Journal · May 16, 2026 · 9 min read
How to use AI without losing your ability to think without it.
Cognitive outsourcing is real — and it does not require laziness. Here is how to let AI do the heavy lifting while keeping the reasoning yours.
There is a version of the AI conversation that gets quietly skipped in most teams, the one where someone asks what happens to the person doing the work when the work itself changes shape. Not in the abstract sense of "will AI take my job," but in the more immediate, personal sense: if I outsource the reasoning to AI long enough, what happens to my ability to reason without it?
The concern is not paranoia. It is a version of something that has happened before, with every major cognitive tool that humans have built. When calculators became standard in classrooms, teachers worried that students would lose the ability to do arithmetic in their heads, and they were partially right: mental arithmetic did atrophy for many people, in ways that were real and measurable. When GPS became ubiquitous, researchers documented the gradual reduction of spatial reasoning and mental map-building in people who stopped navigating without it. When spell-check became universal, the relationship between writers and their own sense of correct spelling shifted in ways that are still discussed. When search engines made every fact a few keystrokes away, some researchers raised concerns that the reduction in memory load would cost us something in the depth of our knowledge networks. And when photography emerged as a documentation tool, portrait painters feared the discipline would lose its necessity.
Each of those shifts followed roughly the same arc: initial alarm, slow adaptation, and then a new normal in which the old skill partially atrophied, partially transformed, and the world continued. We are somewhere near the beginning of that arc with AI, which means the alarm is fresh and the adaptation is still forming. That is a useful place to be, if you pay attention to what the alarm is actually pointing at.
The question is not whether to use AI. That debate is largely settled for most people doing serious work. The question is what posture you take toward it while you do.
What cognitive outsourcing actually looks like.
Cognitive outsourcing is the gradual transfer of reasoning work to an external system, without retaining the logic that went into it, which leaves you unable to explain, defend, or build meaningfully on the output. The key phrase is "without retaining the logic." The problem is not that AI does the work. It is that if you treat AI output as a final answer rather than a starting point, you stop developing the judgment that would let you evaluate whether the answer is any good.

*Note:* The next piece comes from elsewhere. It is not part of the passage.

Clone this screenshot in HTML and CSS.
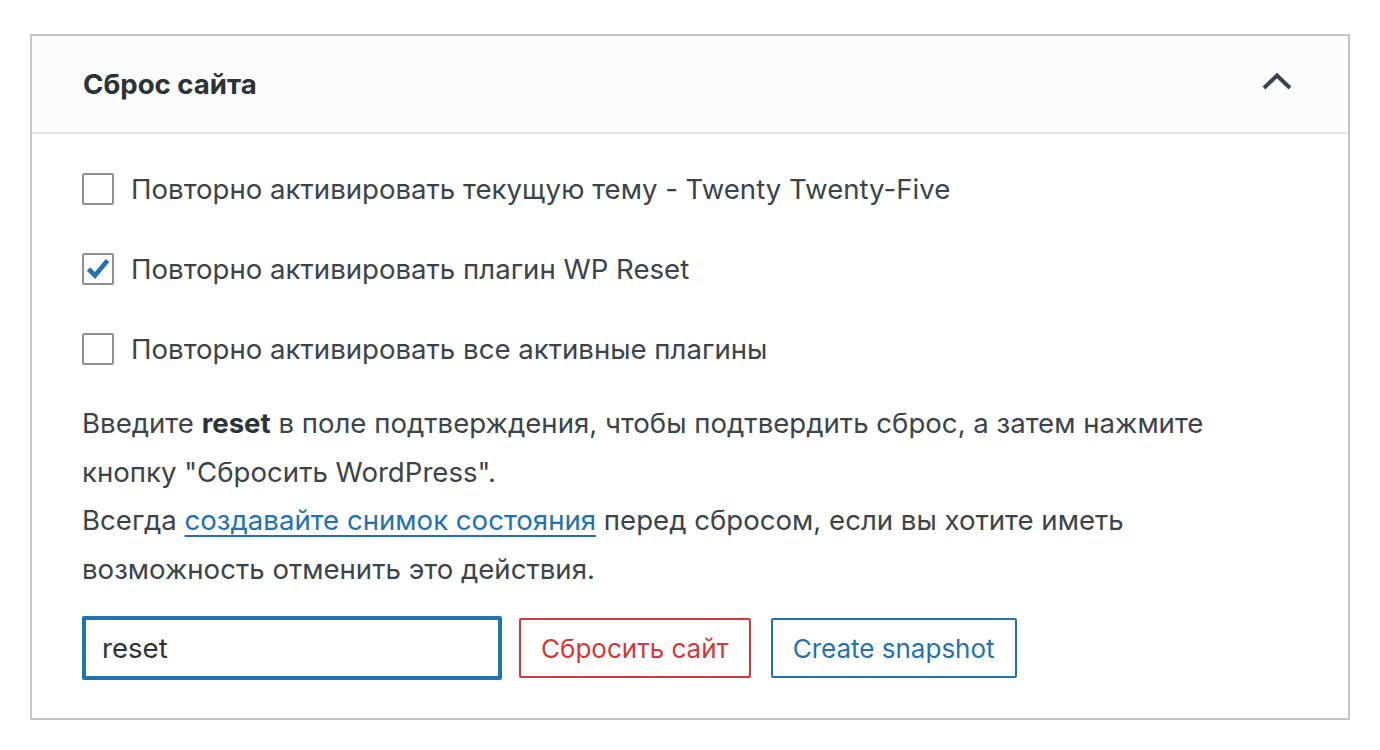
FILE: index.html
```html
<!DOCTYPE html>
<html lang="ru">
<head>
<meta charset="utf-8">
<title>Сброс сайта</title>
<link rel="stylesheet" href="styles.css">
</head>
<body>
<div class="panel">
  <div class="head">
    <h2 class="title">Сброс сайта</h2>
    <svg class="chev" width="30" height="18" viewBox="0 0 30 18"><polyline points="2,16 15,3.5 28,16" fill="none" stroke="#3c434a" stroke-width="4"/></svg>
  </div>
  <div class="body">
    <label class="row"><span class="cb"></span><span>Повторно активировать текущую тему - Twenty Twenty-Five</span></label>
    <label class="row"><span class="cb checked"><svg width="28" height="28" viewBox="0 0 28 28"><path d="M4.5 14 L11 20.5 L23.5 5.5" fill="none" stroke="#2271b1" stroke-width="4.6" stroke-linecap="butt" stroke-linejoin="miter"/></svg></span><span>Повторно активировать плагин WP Reset</span></label>
    <label class="row"><span class="cb"></span><span>Повторно активировать все активные плагины</span></label>
    <p class="text">Введите <b>reset</b> в поле подтверждения, чтобы подтвердить сброс, а затем нажмите кнопку "Сбросить WordPress".<br>Всегда <a href="#">создавайте снимок состояния</a> перед сбросом, если вы хотите иметь возможность отменить это действия.</p>
    <div class="actions">
      <div class="input">reset</div>
      <button class="btn red">Сбросить сайт</button>
      <button class="btn blue">Create snapshot</button>
    </div>
  </div>
</div>
</body>
</html>
```
FILE: styles.css
```css
html, body { margin: 0; padding: 0; background: #fff; }
body { font-family: Inter, "Noto Sans", sans-serif; color: #3c434a; font-size: 27.6px; }
.panel { margin: 34px 0 0 30px; width: 1320px; box-sizing: border-box; border: 2px solid #c3c4c7; }
.head { height: 96px; background: #fcfcfc; border-bottom: 2px solid #e2e4e7; display: flex; align-items: center; justify-content: space-between; padding: 0 56px 0 51px; }
.title { margin: 0; font-size: 27.6px; font-weight: 700; color: #2c3338; }
.chev { display: block; margin-top: -6px; }
.body { padding: 39px 50px 38px 50px; }
.row { display: flex; align-items: center; gap: 17px; height: 32px; margin-bottom: 48px; }
.cb { width: 32px; height: 32px; box-sizing: border-box; border: 2px solid #8c8f94; border-radius: 2px; background: #fff; display: flex; align-items: center; justify-content: center; flex: none; }
.text { margin: -14px 0 23px; line-height: 48.5px; max-width: 1216px; }
.text b { color: #2c3338; }
.text a { color: #2271b1; text-decoration: underline; text-underline-offset: 5px; text-decoration-thickness: 2px; }
.actions { display: flex; align-items: center; }
.input { width: 420px; height: 64px; box-sizing: border-box; border: 4px solid #2271b1; border-radius: 2px; display: flex; align-items: center; padding-left: 16px; color: #2c3338; }
.btn { font: inherit; font-size: 26px; height: 60px; background: #fff; border: 2px solid; border-radius: 2px; padding: 0 20px; cursor: pointer; }
.red { color: #d63638; border-color: #d63638; margin-left: 17px; }
.blue { color: #2271b1; border-color: #2271b1; margin-left: 20px; }
```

The clearest version of this is the kid whose parent did the homework. The work is done. The grade is fine. But at school the next day, when the teacher asks a follow-up question, there is nothing there. The student does not have the reasoning, only the result. This is precisely the risk with AI: that you accumulate a portfolio of work produced with AI, or rather that AI produced for you, and one day in a meeting someone asks you to explain the thinking behind one of those pieces, and you cannot.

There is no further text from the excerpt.